Ratan
Tata is a reticent man. He is 74 and retires this month as chairman after guiding
his group to be the country’s number one, $ 100 billion, in revenues. He commands
respect not only from his 450,000 employees but from the entire global business
community. He is courteous and complains rarely. But earlier this month he spoke
out in anguish. “Government inaction is driving investment away from the
country,” he said, and this was forcing groups like the Tatas to seek opportunities
abroad where you don’t have “a seven or eight year wait to get clearance for a
steel plant.” The finance minister, P. Chidambaram, echoed this
view, reminding us that over 100 mega projects had been stuck for years because
of a lack of approvals. Clearly, this failure of the government is greatly responsible
for bringing India’s economy to its knees.
Not only CEOs but ordinary Indians have been
voicing the same complaint for years. Why should it take 12 years to build a
road or 10 years to get justice in our country? Our public debate is filled
with talk of corruption, about the right to information, of democratic answerability
but almost no one speaks about the need for quick decision making or enhancing
the capacity of our weak, soft, and ‘flailing’ state. No amount of CAG’s
disclosures or ranting about the Lokpal will improve the state’s ability to act
or strengthen our crumbling institutions. Is our obsession with accountability
and transparency making us forget that the state was, in fact, created for
collective action?
Accountability is, of course, important. Over
the past decade, campaigns by activists supported by intellectuals have brought
significant gains, such as the Right to Information Act. The pressure exerted
by Anna Hazare’s movement backed by the media have raised awareness of
corruption in high places and even helped in the arrest of powerful people. We are
rightly proud of these achievements which have strengthened our democracy. But these
laudable steps have not significantly improved services of the state to the
citizen. Cases are still stuck in the courts; roads are built at a snail’s
pace; police will delay registering an FIR unless influence or money is exchanged;
it takes 117 approvals and 7-10 years to build a power plant. The list goes on.

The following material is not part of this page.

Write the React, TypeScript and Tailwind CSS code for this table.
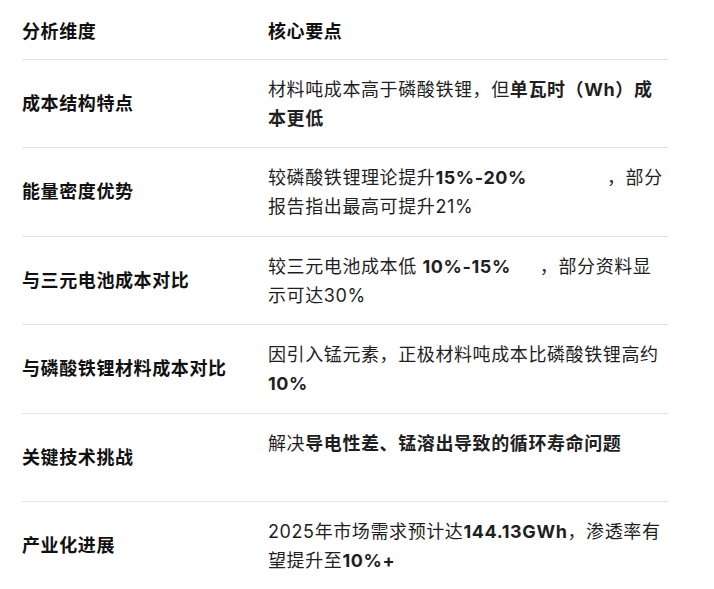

Oddly enough, the push for democratic
accountability may have weakened our already feeble state. The average
official, always faint hearted and timid, is now even more afraid of putting
his pen to paper. This is the other side of our fight against corruption. The
modern democratic state has to balance the ability to deliver services on time with
accountability to the people. Other democracies have also faced this problem of
balance but they have found a way to cope by reforming their institutions. All
institutions, in fact, must aim for a balance between accountability and
action. A company could not survive if the CEO spent the whole day listening to
shareholders. A school would not be effective if its principal spent his time only
listening to parents. Already scorned as a “nation of talkers and not doers”,
India needs to shift its focus to action.
There is a great deal to be hopeful about India’s
future. It is stable, open, and amazingly tolerant. Its economic reforms have
put it on a promising path of rapid growth. It is breeding outstanding
companies which are more innovative than most in Asia. Its middle class is
growing rapidly and its poor will benefit from a more effective welfare system
based on cash transfers. But India’s soft underbelly is a soft, weak state,
whose institutions of governance—the bureaucracy, the judiciary and the
police--are in desperate need of reform. This is one of the reasons why its
economy has hit a wall as it approaches the $ 2 trillion GDP mark.